I've mentioned Devils Punchbowl quite a number of times, but shown a photo of it only once before in this series. That one was at a low-ish tide, though clearly not unusually low. At negative tides, the interior is easily accessible on foot, and it looks as if in that photo, there's water in the right portal, where one would enter. But here we see it at high-ish tide, and in relatively calm conditions. Even calm, you wouldn't want to get stuck in here; the water is extremely cold. I don't clearly recall the weather on this day, but it was cool and quite gusty. I know I didn't enjoy being exposed to the wind, and I had to hold my cap down frequently. It would not be fun, in fact, quite hazardous, to get soaked in this water, then if you made it to shore safely, trying to trudge out in the chilly breeze. Hypothermia is a serious concern year-round on the Pacific Northwest coast.
The grass in the foreground is growing on marine terrace deposits, but those are not visible in the photo. The rock is Astoria Formation. The red on the far wall is from lichen, not the natural rock color.
This is the view from Devils Punchbowl, looking back north to the site of yesterday's photo, Otter Crest. That headland and the next one beyond are composed of Columbia River Basalt. The yellow to gray tilted beds in the middle promontory are Astoria Formation, which was deposited but not yet lithified when the basalt arrived. Those beds, in turn, were beveled off to create a flat marine terrace, upon which the much lighter, flat-lying sands were deposited. The the whole kit and kaboodle was uplifted by, presumably, Cascadia earthquakes or deformation caused by subduction. Though you can't see it here, the headland from which I shot this is essentially the same sequence as we see in the mid-distance.
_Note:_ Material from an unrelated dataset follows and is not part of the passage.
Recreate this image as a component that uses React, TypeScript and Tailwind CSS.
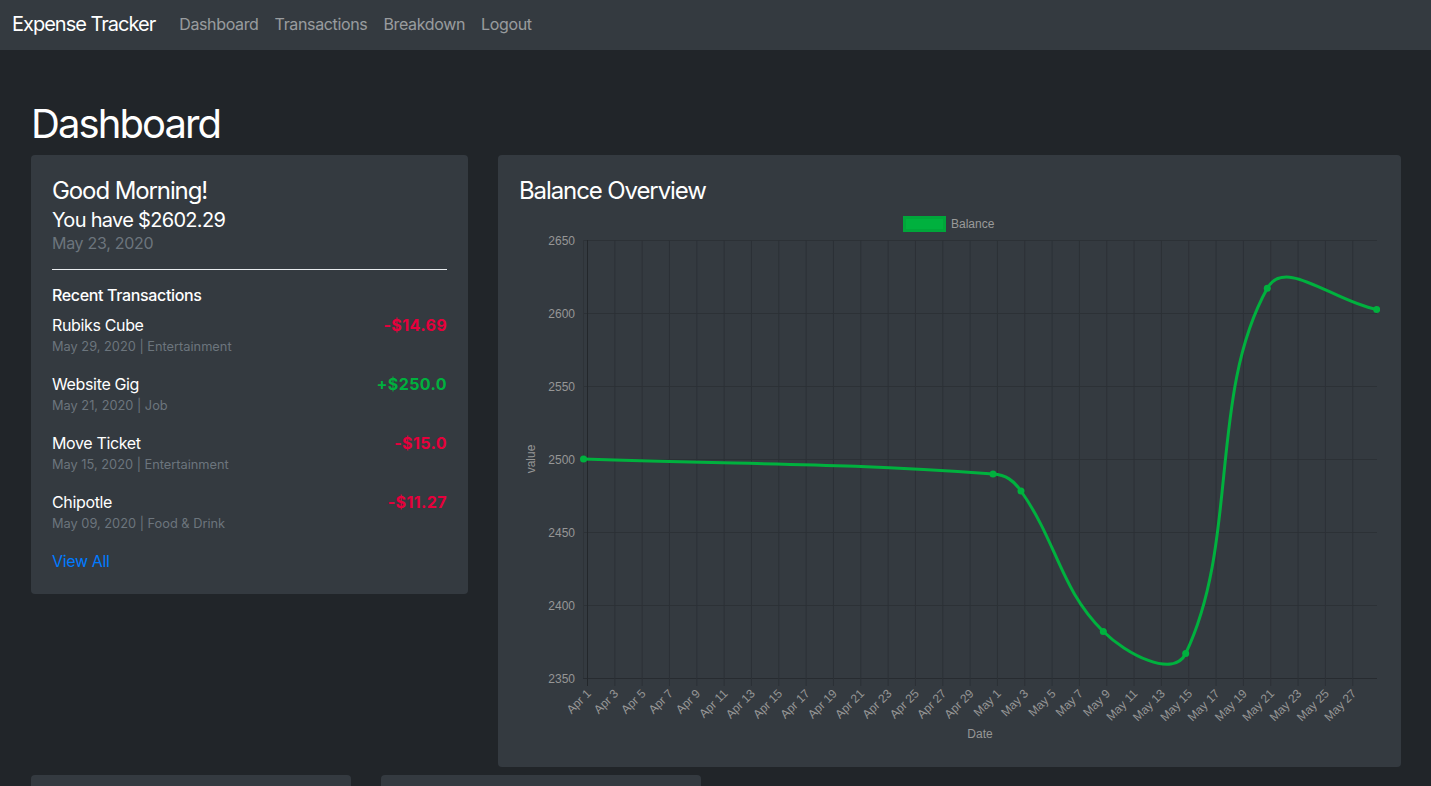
import React from 'react';

type Pt = [number, number];

// balance points, already in page pixels (chart svg uses an absolute viewBox)
const points: Pt[] = [
  [583.5, 459],
  [993, 474],
  [1021, 491],
  [1103.3, 631.5],
  [1185.7, 653.5],
  [1267.3, 288.3],
  [1376.7, 309.5],
];

const transactions = [
  { name: 'Rubiks Cube', meta: 'May 29, 2020 | Entertainment', amount: '-$14.69', income: false },
  { name: 'Website Gig', meta: 'May 21, 2020 | Job', amount: '+$250.0', income: true },
  { name: 'Move Ticket', meta: 'May 15, 2020 | Entertainment', amount: '-$15.0', income: false },
  { name: 'Chipotle', meta: 'May 09, 2020 | Food & Drink', amount: '-$11.27', income: false },
];

// same maths as chart.js splineCurve, tension 0.4
const buildPath = (pts: Pt[], t = 0.4) => {
  const ctrl = pts.map((cur, i) => {
    const prev = pts[i - 1] ?? cur;
    const next = pts[i + 1] ?? cur;
    const d01 = Math.hypot(cur[0] - prev[0], cur[1] - prev[1]);
    const d12 = Math.hypot(next[0] - cur[0], next[1] - cur[1]);
    const s01 = d01 + d12 ? d01 / (d01 + d12) : 0;
    const s12 = d01 + d12 ? d12 / (d01 + d12) : 0;
    const fa = t * s01;
    const fb = t * s12;
    return {
      before: [cur[0] - fa * (next[0] - prev[0]), cur[1] - fa * (next[1] - prev[1])],
      after: [cur[0] + fb * (next[0] - prev[0]), cur[1] + fb * (next[1] - prev[1])],
    };
  });
  let d = `M${pts[0][0]},${pts[0][1]}`;
  for (let i = 0; i < pts.length - 1; i++) {
    const a = ctrl[i].after;
    const b = ctrl[i + 1].before;
    const p = pts[i + 1];
    d += ` C${a[0].toFixed(1)},${a[1].toFixed(1)} ${b[0].toFixed(1)},${b[1].toFixed(1)} ${p[0]},${p[1]}`;
  }
  return d;
};

const xLabels: { label: string; x: number }[] = [];
for (let i = 0; i < 29; i++) {
  const day = i * 2 + 1;
  const label = day <= 30 ? `Apr ${day}` : `May ${day - 30}`;
  xLabels.push({ label, x: 587.5 + i * 27.33 });
}
const yTicks = [2650, 2600, 2550, 2500, 2450, 2400, 2350];

const BalanceChart = () => (
  <svg width={861} height={541} viewBox="519 205 861 541" className="block" style={{ fontFamily: '"Liberation Sans", Arial, sans-serif' }}>
    {/* legend */}
    <rect x={904.5} y={217.5} width={40} height={13} fill="#00b13e" stroke="#00a63a" strokeWidth={3} />
    <text x={951} y={228} fontSize={12} fill="#9a9a9a">Balance</text>

    {/* horizontal grid */}
    {yTicks.map((v, i) => {
      const y = 240 + i * 73 + 0.5;
      return (
        <g key={v}>
          <line x1={583} x2={1377} y1={y} y2={y} stroke={i === yTicks.length - 1 ? '#272b30' : '#2c3136'} strokeWidth={1} />
          <text x={575} y={y + 4} fontSize={12} fill="#969696" textAnchor="end">{v}</text>
        </g>
      );
    })}

    {/* vertical grid */}
    <line x1={583.5} x2={583.5} y1={240} y2={678} stroke="#2e3338" />
    {xLabels.map((l, i) => (
      <g key={l.label}>
        <line x1={l.x} x2={l.x} y1={240} y2={686} stroke={i === 0 ? '#23272b' : '#2c3136'} strokeWidth={1} />
        <text
          x={l.x + 2}
          y={692}
          fontSize={12}
          fill="#969696"
          textAnchor="end"
          dominantBaseline="middle"
          transform={`rotate(-45 ${l.x + 2} 692)`}
        >
          {l.label}
        </text>
      </g>
    ))}

    <text x={535} y={459} fontSize={12} fill="#969696" textAnchor="middle" transform="rotate(-90 535 459)">value</text>
    <text x={980} y={738} fontSize={12} fill="#969696" textAnchor="middle">Date</text>

    <path d={buildPath(points)} fill="none" stroke="#00b13e" strokeWidth={3} strokeLinejoin="round" />
    {points.map(([x, y]) => (
      <circle key={x} cx={x} cy={y} r={3.5} fill="#00b13e" />
    ))}
  </svg>
);

export default function App() {
  return (
    <div className="min-h-screen bg-[#212529] text-white" style={{ fontFamily: 'Inter, "Noto Sans", sans-serif' }}>
      {/* Navbar */}
      <nav className="h-[50px] bg-[#343a40] flex items-center pl-[12px] pb-[3px]">
        <span className="text-[20px] leading-[30px] tracking-[-1px] text-white mr-[16px]">Expense Tracker</span>
        <div className="flex items-center text-[16px] tracking-[-0.35px] text-white/50">
          <span className="px-[8px]">Dashboard</span>
          <span className="px-[8px]">Transactions</span>
          <span className="px-[8px]">Breakdown</span>
          <span className="px-[8px]">Logout</span>
        </div>
      </nav>

      <main className="pl-[31px] pr-[30px] pt-[50px]">
        <h1 className="text-[40px] leading-[48px] tracking-[-1.9px] font-normal mb-[7px]">Dashboard</h1>

        <div className="grid grid-cols-[437px_903px] gap-[30px] items-start">
          {/* Summary card */}
          <div className="bg-[#343a40] rounded-[4px] p-[21px]">
            <h4 className="text-[24px] leading-[29px] tracking-[-1.1px]">Good Morning!</h4>
            <h5 className="text-[20px] leading-[24px] tracking-[-0.7px] mt-[3px]">You have $2602.29</h5>
            <div className="text-[16px] leading-[20px] tracking-[-0.3px] mt-[1px] text-[#6c757d]">May 23, 2020</div>
            <hr className="my-[16px] border-0 border-t border-[#e9ecef]" />
            <h6 className="text-[16px] leading-[19px] tracking-[-0.35px] font-medium mb-[8px]">Recent Transactions</h6>
            {transactions.map((t) => (
              <div key={t.name} className="flex justify-between mb-[16px]">
                <div>
                  <div className="text-[16px] leading-[24px] tracking-[-0.35px]">{t.name}</div>
                  <div className="text-[12.8px] leading-[19px] text-[#6c757d]">{t.meta}</div>
                </div>
                <div className={`text-[16px] leading-[24px] tracking-[0.4px] font-bold ${t.income ? 'text-[#00b13e]' : 'text-[#e6003c]'}`}>
                  {t.amount}
                </div>
              </div>
            ))}
            <div className="text-[16px] leading-[24px] tracking-[-0.35px] text-[#007bff]">View All</div>
          </div>

          {/* Chart card */}
          <div className="bg-[#343a40] rounded-[4px] p-[21px]">
            <h4 className="text-[24px] leading-[29px] tracking-[-1.1px]">Balance Overview</h4>
            <BalanceChart />
          </div>
        </div>

        <div className="flex gap-[30px] mt-[8px]">
          <div className="w-[320px] h-[200px] bg-[#343a40] rounded-[4px]" />
          <div className="w-[320px] h-[200px] bg-[#343a40] rounded-[4px]" />
        </div>
      </main>
    </div>
  );
}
The view from Otter Crest has become my favorite along the central coast. It's a spot I visited once, maybe twice early in my undergrad years, then forgot how to get to it. It's off of 101, and access is easy to miss if you're not looking for it. So on my first recent visit, last year, I was pretty well blown away by the view. On our July trip this year, we arrived near high tide; during my previous two visits last year, the tide was low. You can see the difference it makes by comparing the above photo with this view. In this photo, you can see the ring dikes where they run offshore, but they're almost totally hidden in the water. I really want to get out there for a good negative tide at some point, to take a closer look at the intrusive contacts between the CRB and what was, at the time, unconsolidated sediment of the Astoria Formation. Yaquina Head is on the middle horizon at the top.